I am on my way back to my register from my break when I see a woman coming straight toward me pushing a walker. She makes eye contact with me, parks her walker in the middle of the walkway, and steps to one side to look at something. I now have a small little opening to try and squeeze through to get past her, making social distancing difficult.

Me: “Excuse me, please.”

I carefully scoot past her.

Customer: “Sorry, but not really.”

I don’t say anything and return to my register. An hour later, the woman comes around the corner, her mask down beneath her chin. She looks at some items and picks up a small packet, covers her mouth with it, and coughs loudly on it. She then comes to my register and tries to hand it to me.

Me: “Sorry, I can’t touch that.”

Customer: “Why?”

Me: “Because your mask is off and you coughed all over it.”

Customer: “Tch, it’s a smoker’s cough!”

Me: “It doesn’t matter. Your mask is off and I can’t touch that after you’ve coughed all over it.”

She sighs, pulls her mask back up, and puts the item in her purse. She grabs another one and has me scan it instead. As she’s paying, she pulls her mask off again.

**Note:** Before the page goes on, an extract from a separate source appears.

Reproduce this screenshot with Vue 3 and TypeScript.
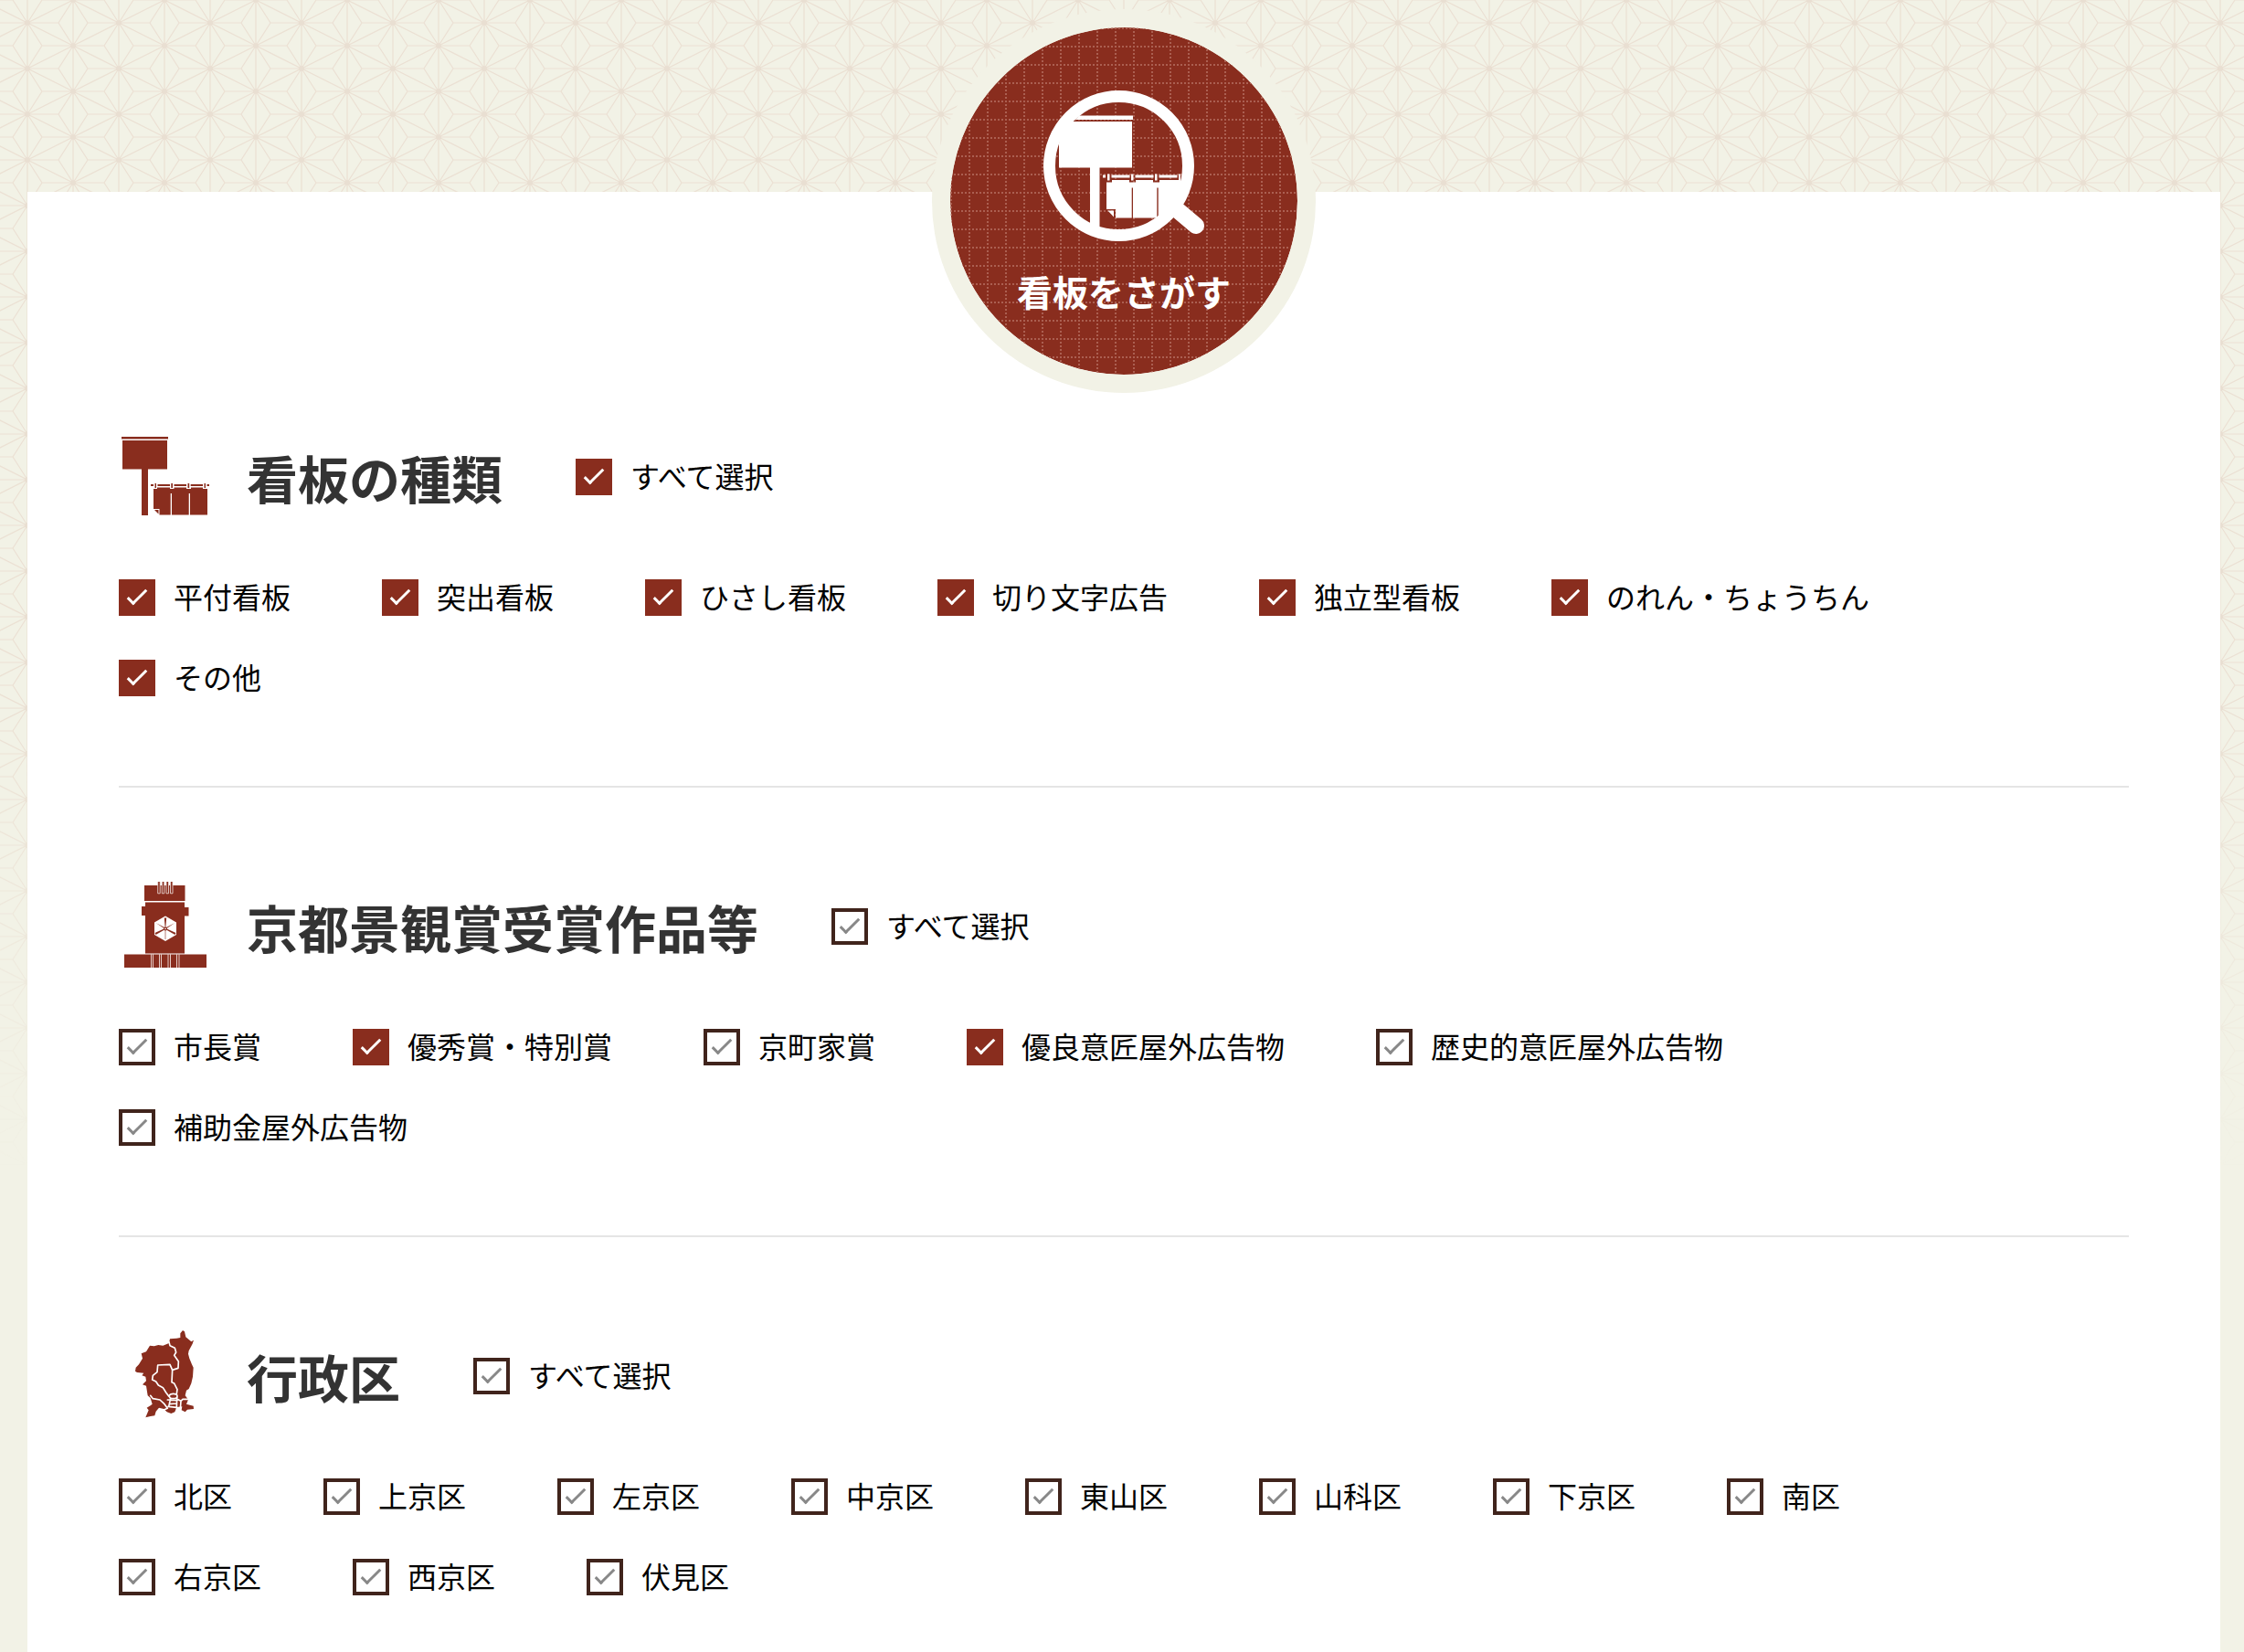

Customer: “I’ve been smoking a lot more because I’m stressed about my cat. I let a bunch of strangers stay in my house, and I knew I shouldn’t, and they left the door open and my cat ran away.”

Me: “I’m sorry to hear that. Please pull your mask back up. Cats are smart; it might come back.”

Customer: “No. My daughter is a white witch and she told me the cat is already dead.”

Me: “Um… I’m… sorry.”

I just stood there blinking as she finally left.